Tap Water & Whiskey – Coming June 2026

Tap Water & Whiskey is a bold, irreverent comedic satire that follows Joshua O’Leary—a man who has known for most of his life that he is not ordinary. In fact, Joshua is absolutely certain of one thing: he is the Second Coming of Jesus Christ. The problem isn’t belief—at least not his own. The problem is everything that comes after it. Because knowing who you are and knowing what to do about it are two very different things.

Raised in South Boston with a grounded, no-nonsense worldview, Joshua doesn’t see himself as a divine figure in the way history—or religion—might expect. He doesn’t speak in parables, he doesn’t carry himself with reverence, and he certainly doesn’t have a grand, clear plan for humanity’s salvation. Instead, he’s stuck trying to reconcile an overwhelming sense of purpose with the reality that modern life is chaotic, skeptical, and largely uninterested in listening. He understands the weight of the message he’s supposed to deliver—but not the method, not the tone, and definitely not the timing.

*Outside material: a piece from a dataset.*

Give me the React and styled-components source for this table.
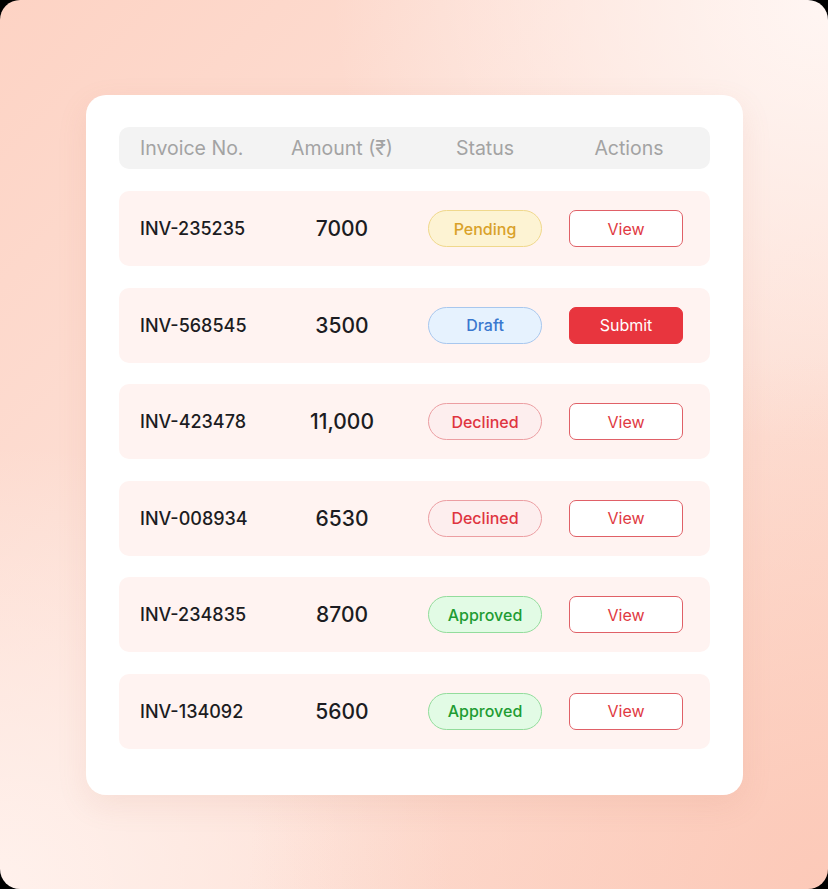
import styled, { createGlobalStyle } from 'styled-components';

const GlobalStyle = createGlobalStyle`
  html, body {
    margin: 0;
    background: #000;
  }
  body {
    font-family: Inter, "Noto Sans", sans-serif;
  }
`;

const Backdrop = styled.div`
  width: 828px;
  height: 889px;
  box-sizing: border-box;
  border-radius: 20px;
  background:
    radial-gradient(ellipse 70% 60% at 100% 100%, #fcc9b8 0%, rgba(252, 201, 184, 0) 100%),
    radial-gradient(ellipse 60% 50% at 100% 0%, #fff6f3 0%, rgba(255, 246, 243, 0) 100%),
    radial-gradient(ellipse 55% 50% at 0% 100%, #fff1ec 0%, rgba(255, 241, 236, 0) 100%),
    linear-gradient(135deg, #fdd3c4 0%, #fde2d9 50%, #fdd8ca 100%);
  padding: 95px 85px 0 86px;
`;

const Card = styled.div`
  width: 657px;
  height: 700px;
  box-sizing: border-box;
  background: #fff;
  border-radius: 20px;
  box-shadow: 0 10px 30px rgba(200, 120, 100, 0.12);
  padding: 32px 33px 0 33px;
  display: flex;
  flex-direction: column;
  gap: 22px;
`;

const columns = `
  display: grid;
  grid-template-columns: 132px 140px 146px 136px;
  align-items: center;
  padding-left: 21px;
  box-sizing: border-box;
`;

const HeaderBar = styled.div`
  ${columns}
  height: 42px;
  background: #f3f3f3;
  border-radius: 10px;
`;

const HeadCell = styled.div`
  font-size: 19.5px;
  color: #a3a3a3;
  font-weight: 400;
  text-align: ${(p) => (p.$left ? 'left' : 'center')};
  padding-left: ${(p) => (p.$shift ? '6px' : '0')};
`;

const Rows = styled.div`
  display: flex;
  flex-direction: column;
  gap: 21.5px;
`;

const Row = styled.div`
  ${columns}
  height: 75px;
  background: #fff3f1;
  border-radius: 10px;
`;

const InvoiceNo = styled.div`
  font-size: 18px;
  font-weight: 500;
  color: #1c1c22;
`;

const Amount = styled.div`
  font-size: 21px;
  font-weight: 500;
  color: #1c1c22;
  text-align: center;
`;

const Cell = styled.div`
  display: flex;
  justify-content: center;
`;

const statusStyles = {
  Pending: { bg: '#fdf3d3', border: '#f0d88c', color: '#d9a12a' },
  Draft: { bg: '#e6f2fe', border: '#a8c7ee', color: '#3a78cf' },
  Declined: { bg: '#fdeeee', border: '#ec9ea2', color: '#df3540' },
  Approved: { bg: '#e2fbe5', border: '#93dc9c', color: '#1f9c33' },
};

const StatusPill = styled.span`
  width: 114px;
  height: 37px;
  box-sizing: border-box;
  border-radius: 19px;
  display: flex;
  align-items: center;
  justify-content: center;
  font-size: 16px;
  font-weight: 500;
  background: ${(p) => statusStyles[p.$status].bg};
  border: 1px solid ${(p) => statusStyles[p.$status].border};
  color: ${(p) => statusStyles[p.$status].color};
`;

const ActionButton = styled.button`
  width: 114px;
  height: 37px;
  box-sizing: border-box;
  border-radius: 7px;
  font-family: inherit;
  font-size: 16px;
  font-weight: 400;
  cursor: pointer;
  background: ${(p) => (p.$primary ? '#e8353e' : '#fff')};
  color: ${(p) => (p.$primary ? '#fff' : '#e03a43')};
  border: 1.5px solid ${(p) => (p.$primary ? '#e8353e' : '#e06067')};
`;

const invoices = [
  { id: 'INV-235235', amount: '7000', status: 'Pending' },
  { id: 'INV-568545', amount: '3500', status: 'Draft' },
  { id: 'INV-423478', amount: '11,000', status: 'Declined' },
  { id: 'INV-008934', amount: '6530', status: 'Declined' },
  { id: 'INV-234835', amount: '8700', status: 'Approved' },
  { id: 'INV-134092', amount: '5600', status: 'Approved' },
];

function App() {
  return (
    <>
      <GlobalStyle />
      <Backdrop>
        <Card>
          <HeaderBar>
            <HeadCell $left>Invoice No.</HeadCell>
            <HeadCell>Amount (₹)</HeadCell>
            <HeadCell>Status</HeadCell>
            <HeadCell $shift>Actions</HeadCell>
          </HeaderBar>
          <Rows>
            {invoices.map((inv) => (
              <Row key={inv.id}>
                <InvoiceNo>{inv.id}</InvoiceNo>
                <Amount>{inv.amount}</Amount>
                <Cell>
                  <StatusPill $status={inv.status}>{inv.status}</StatusPill>
                </Cell>
                <Cell>
                  {inv.status === 'Draft' ? (
                    <ActionButton $primary>Submit</ActionButton>
                  ) : (
                    <ActionButton>View</ActionButton>
                  )}
                </Cell>
              </Row>
            ))}
          </Rows>
        </Card>
      </Backdrop>
    </>
  );
}

export default App;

As Joshua begins attempting to share his message, he quickly discovers that the world isn’t exactly waiting for him. People don’t respond with awe—they respond with doubt, confusion, or outright dismissal. Institutions that once defined belief now feel distant or performative, and the idea of someone claiming to be the Second Coming lands somewhere between offensive and absurd. Joshua, for his part, refuses to become something he’s not just to be taken seriously. He won’t soften his language, won’t adopt a persona, and won’t play into expectations of what people think he should be. Which, of course, makes everything harder.

What follows is a sharply comedic and often chaotic journey as Joshua tries to communicate something deeply meaningful in a world that filters everything through noise, cynicism, and spectacle. His attempts to connect are raw, unpolished, and often hilariously misaligned with what people expect from a figure of his supposed significance. Whether he’s navigating conversations that spiral out of control, confronting people who challenge his identity, or wrestling with his own frustration at being misunderstood, Joshua becomes a lens through which the story explores belief in the modern age

At its core, Tap Water & Whiskey is a satire about faith, perception, and the gap between message and delivery. It asks what it would actually look like if something profound entered a world that no longer knows how to recognize it—and whether truth matters if no one is willing to hear it. Through Joshua’s voice—blunt, self-aware, and often unintentionally funny—the novel balances irreverence with deeper questions about purpose, identity, and the difficulty of being heard in a world that has already decided what it believes.

Blending sharp humor with underlying emotional weight, Tap Water & Whiskey is ultimately a story about the burden of knowing who you are—and the far greater challenge of convincing anyone else.